A mature, civil discussion did occur. But not before 30 protesters interrupted the speaker by standing up, screaming at everyone in the room and at the speaker, and invoking the murder of Israeli Jews in the name of political struggle. When kids your age call for an “intifada,” it’s triggering. An “intifada” means a violent uprising, and refers to the First and Second Intifadas – terror waves against innocent Israeli civilians. Suicide bombings of cafes. Stabbings of pregnant women and elderly grandparents. That’s what they were chanting before leaving the room.
For a second, I didn’t care about their reasoning. They called for my family to die. Their intentions didn’t matter. Their actions did.
But what hurt most was what they didn’t do. They didn’t go back to their seats. They didn’t stay to ask questions. They just walked out of the room. It’s not even a question for me: that was by far the most hurtful thing they could have done to my community.
Say what you will about Israel. Seriously. Say it: to me, to members of my community, tell us how you feel about Israel. And we’ll tell you how we feel about your perspectives. And just like we listen to you, we want you to listen to us. Not to agree with us, but to process what we have to say, to understand our narrative just like we want to try to understand yours.
No one is claiming that Israel is perfect. I have a lot of feelings on what can and should be changed in Israeli society. But there’s such a huge difference between criticizing an entity on an intellectual level and stepping into another community’s space and screaming for their murder. Neither side grows from that. Both sides regress. We all lose when one side plugs their ears, stamps their feet, and throws a temper tantrum.
But, you know what?
I want the protesters to come back.
In his speech, George Deek said that one of his biggest frustrations so far was that the Israeli-Palestinian conflict has been seen as, “a zero-sum game, where one side has to win and the other side has to lose. History is not a football game. When one side loses, the other side loses, and when one side wins, the other side wins.”

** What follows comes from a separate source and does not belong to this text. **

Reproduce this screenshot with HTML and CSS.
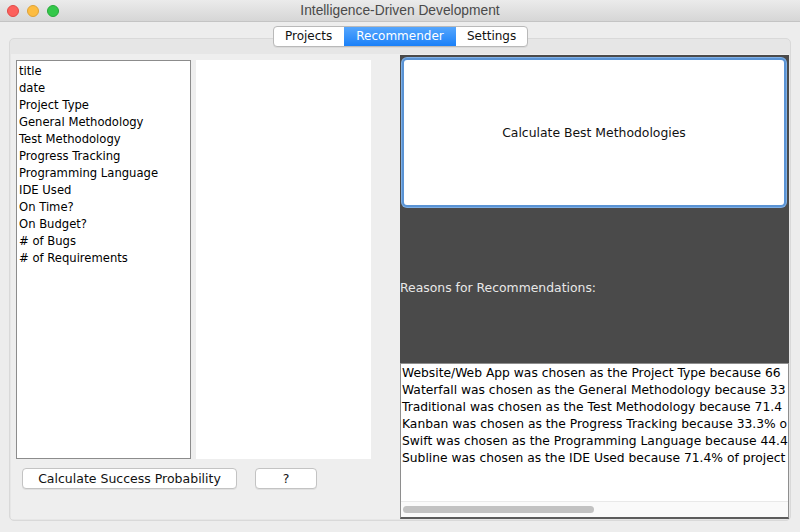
FILE: index.html
```html
<!DOCTYPE html>
<html>
<head>
<meta charset="utf-8">
<link rel="stylesheet" href="styles.css">
</head>
<body>
<div class="window">
  <div class="titlebar">
    <div class="lights">
      <span class="light red"></span>
      <span class="light yellow"></span>
      <span class="light green"></span>
    </div>
    <div class="title">Intelligence-Driven Development</div>
  </div>
  <div class="content">
    <div class="tabs">
      <div class="tab">Projects</div>
      <div class="tab active">Recommender</div>
      <div class="tab">Settings</div>
    </div>
    <div class="pane">
      <div class="panel">
        <div class="left">
          <div class="lists">
            <ul class="list">
              <li>title</li>
              <li>date</li>
              <li>Project Type</li>
              <li>General Methodology</li>
              <li>Test Methodology</li>
              <li>Progress Tracking</li>
              <li>Programming Language</li>
              <li>IDE Used</li>
              <li>On Time?</li>
              <li>On Budget?</li>
              <li># of Bugs</li>
              <li># of Requirements</li>
            </ul>
            <div class="list2"></div>
          </div>
          <div class="buttons">
            <button class="btn wide">Calculate Success Probability</button>
            <button class="btn help">?</button>
          </div>
        </div>
        <div class="right">
          <div class="dark">
            <button class="bigbtn">Calculate Best Methodologies</button>
            <div class="reasons">Reasons for Recommendations:</div>
          </div>
          <div class="textarea">
            <div class="lines">
              <div>Website/Web App was chosen as the Project Type because 66</div>
              <div>Waterfall was chosen as the General Methodology because 33</div>
              <div>Traditional was chosen as the Test Methodology because 71.4</div>
              <div>Kanban was chosen as the Progress Tracking because 33.3% o</div>
              <div>Swift was chosen as the Programming Language because 44.4</div>
              <div>Subline was chosen as the IDE Used because 71.4% of project</div>
            </div>
            <div class="hscroll"><div class="thumb"></div></div>
          </div>
        </div>
      </div>
    </div>
  </div>
</div>
</body>
</html>
```

FILE: styles.css
```css
* { box-sizing: border-box; }
html, body { margin: 0; padding: 0; }
body {
  width: 800px;
  height: 532px;
  overflow: hidden;
  background: #ececec;
  font-family: "DejaVu Sans", sans-serif;
}
.window {
  width: 800px;
  height: 532px;
  display: flex;
  flex-direction: column;
  background: #ededed;
}
.titlebar {
  height: 22px;
  flex: none;
  display: flex;
  align-items: center;
  background: linear-gradient(#ebebeb, #d6d6d6);
  border-bottom: 1px solid #c4c4c4;
  position: relative;
}
.lights {
  display: flex;
  gap: 8px;
  padding-left: 7px;
}
.light {
  width: 12px;
  height: 12px;
  border-radius: 50%;
  display: block;
}
.red { background: #fc605c; border: 1px solid #e04a46; }
.yellow { background: #fdbc40; border: 1px solid #dea236; }
.green { background: #34c84a; border: 1px solid #27a93a; }
.title {
  position: absolute;
  left: 0;
  right: 0;
  top: 0;
  height: 21px;
  line-height: 22px;
  text-align: center;
  font-family: "Liberation Sans", sans-serif;
  font-size: 13.8px;
  color: #4a4a4a;
}
.content {
  flex: 1;
  display: flex;
  flex-direction: column;
  padding: 4px 9px 11px 9px;
}
.tabs {
  align-self: center;
  display: flex;
  height: 21px;
  background: #fff;
  border: 1px solid #b9b9b9;
  border-radius: 4px;
  position: relative;
  z-index: 1;
  overflow: hidden;
  box-shadow: 0 1px 0 rgba(0,0,0,0.05);
  margin-left: 1px;
}
.tab {
  font-size: 12px;
  line-height: 19px;
  color: #111;
  padding: 0 11px;
  border-left: 1px solid #c9c9c9;
}
.tab:first-child { border-left: none; width: 70px; }
.tab.active {
  background: linear-gradient(#55a6fd, #1a80f8);
  color: #fff;
  border-left: none;
  width: 112px;
  text-align: center;
}
.tab.active + .tab { border-left: none; width: 71px; }
.pane {
  flex: 1;
  margin-top: -9px;
  background: #e6e6e6;
  border: 1px solid #d9d9d9;
  border-radius: 5px;
  padding: 15px 1px 1px 1px;
  display: flex;
}
.panel {
  flex: 1;
  background: #eeeeee;
  display: flex;
}
.left {
  width: 389px;
  padding: 6px 0 0 5px;
  display: flex;
  flex-direction: column;
}
.lists {
  display: flex;
  gap: 5px;
  height: 399px;
}
.list {
  margin: 0;
  padding: 2px 0 0 2px;
  list-style: none;
  width: 175px;
  background: #fff;
  border: 1px solid #8c8c8c;
  font-size: 11.6px;
  color: #000;
}
.list li {
  height: 17px;
  line-height: 17px;
  white-space: nowrap;
}
.list2 {
  width: 175px;
  background: #fff;
}
.buttons {
  display: flex;
  gap: 18px;
  margin-top: 9px;
  padding-left: 6px;
}
.btn {
  height: 21px;
  background: #fff;
  border: 1px solid #c3c3c3;
  border-radius: 4px;
  font-family: "DejaVu Sans", sans-serif;
  font-size: 12.5px;
  color: #111;
  padding: 0;
  box-shadow: 0 1px 0 rgba(0,0,0,0.06);
}
.wide { width: 215px; }
.help { width: 62px; }
.right {
  width: 389px;
  display: flex;
  flex-direction: column;
  padding-top: 1px;
}
.dark {
  height: 308px;
  background: #4a4a4a;
  display: flex;
  flex-direction: column;
  padding: 3px 3px 0 2px;
}
.bigbtn {
  height: 149px;
  background: #fff;
  border: 2px solid #5a93d4;
  border-radius: 5px;
  box-shadow: 0 0 0 1px #7fb0e6;
  font-family: "DejaVu Sans", sans-serif;
  font-size: 12.4px;
  color: #111;
  padding: 0;
}
.reasons {
  flex: 1;
  display: flex;
  align-items: center;
  margin-left: -2px;
  padding-top: 5px;
  color: #e8e8e8;
  font-size: 12.4px;
}
.textarea {
  flex: 1;
  background: #fff;
  border: 1px solid #8e8e8e;
  border-bottom: 2px solid #5c5c5c;
  display: flex;
  flex-direction: column;
  overflow: hidden;
}
.lines {
  flex: 1;
  padding: 1px 0 0 1px;
  font-size: 12.3px;
  color: #000;
  white-space: nowrap;
  overflow: hidden;
}
.lines div {
  height: 17px;
  line-height: 17px;
}
.hscroll {
  height: 16px;
  background: #fafafa;
  border-top: 1px solid #e9e9e9;
  padding: 4px 2px;
}
.thumb {
  width: 191px;
  height: 7px;
  border-radius: 4px;
  background: #c2c2c2;
}
```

I didn’t plan the event thinking anti-Israel activists would leave the event shouting “Am Yisrael Chai!” nor did I want that to happen. I planned the event because I welcomed a conversation, so my community could grow, so their community could grow and so both sides of the most divisive issue in the UC Davis community could grow. So we both could win, for once.
I’m not giving up. The invitation is still waiting.